Die VHS Stuttgart kam zur Einschätzung, dass Dozenten von Integrationskursen freiberufliche Honorarkräfte seien und regelmäßig weder Arbeitnehmer noch Selbstständige mit arbeitnehmerähnlichem Status. „Damit entfallen für sie Leistungen, die in abhängigen Beschäftigungsverhältnissen stehende Personen erhalten“, erklärte VHS-Chefin Dagmar Mikasch-Köthner auf Anfrage – auch wenn zehn von bundesweit fast 1000 Volkshochschulen das anders sähen und das Urlaubsentgelt bezahlten.
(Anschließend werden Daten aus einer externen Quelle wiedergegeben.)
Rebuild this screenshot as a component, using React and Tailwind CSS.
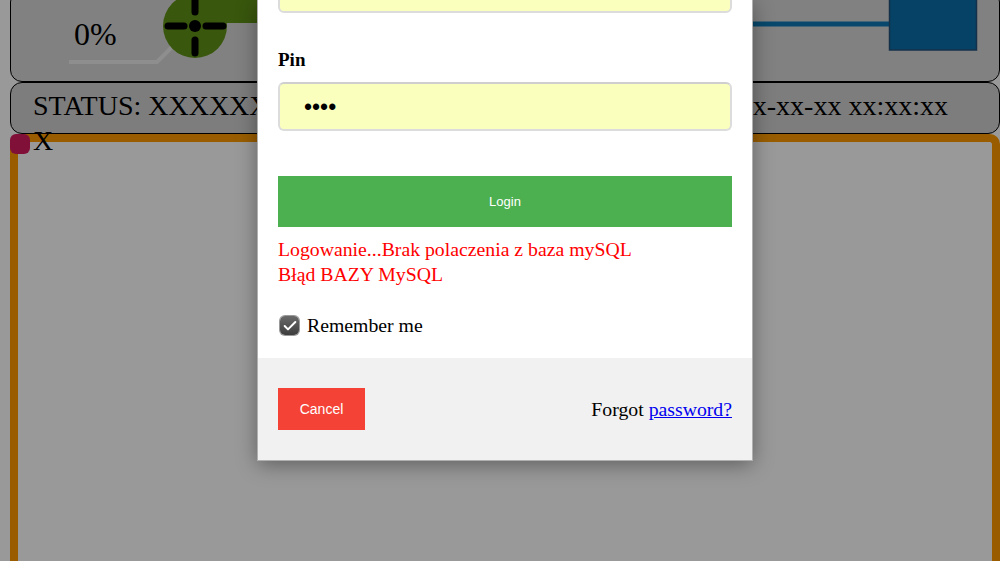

Eine politische Lösung sieht die VHS-Chefin nur auf Bundesebene. Es gehe darum, dass man dort „eine Finanzausstattung bereitstellt, die es den Volkshochschulen (und anderen Trägern) erlaubt, ihre Kursleitenden der Bedeutung ihrer gesellschaftlichen Aufgabe angemessen zu honorieren“, argumentiert Mikasch-Köthner. Deshalb verhandle der Deutsche Volkshochschulverband derzeit intensiv mit dem Bamf über eine Erhöhung der Trägerpauschale. Das Bamf erklärte auf Anfrage, es habe auf die Umsetzung des Urlaubsentgeltsanspruchs „keinen Einfluss“. Die Ausgestaltung der Beschäftigungsverhältnisse zwischen Träger und Lehrkräften sei deren Sache. Details könne allein der Träger festlegen.

Mikasch-Köthner hingegen erklärt, anstelle des Bundes die VHS in die Pflicht zu nehmen sei nicht verantwortbar: „Zumal ein solches kompensatorisches Vorgehen gerade in Stuttgart, das in puncto Integration bundesweit einen hervorragenden Ruf genießt, den notwendigen Druck auf das Bamf erheblich mindern würde.“

Dozenten wollen ihr Urlaubsentgelt einklagen

Für den guten Ruf der VHS sieht die GEW deren Dozenten als Aushängeschild. Durch sie leisteten die Volkshochschulen einen entscheidenden Beitrag, um die Demokratie zu stärken und Bildungsbarrieren abzubauen, so Doro Moritz: „Die Anerkennung dieser guten und wichtigen Arbeit beginnt mit einer gerechten Bezahlung, dazu gehört bezahlter Urlaub.“ Den wollen sich die Dozenten jetzt doch einklagen, sagt Althoff. Und zwar bei der VHS.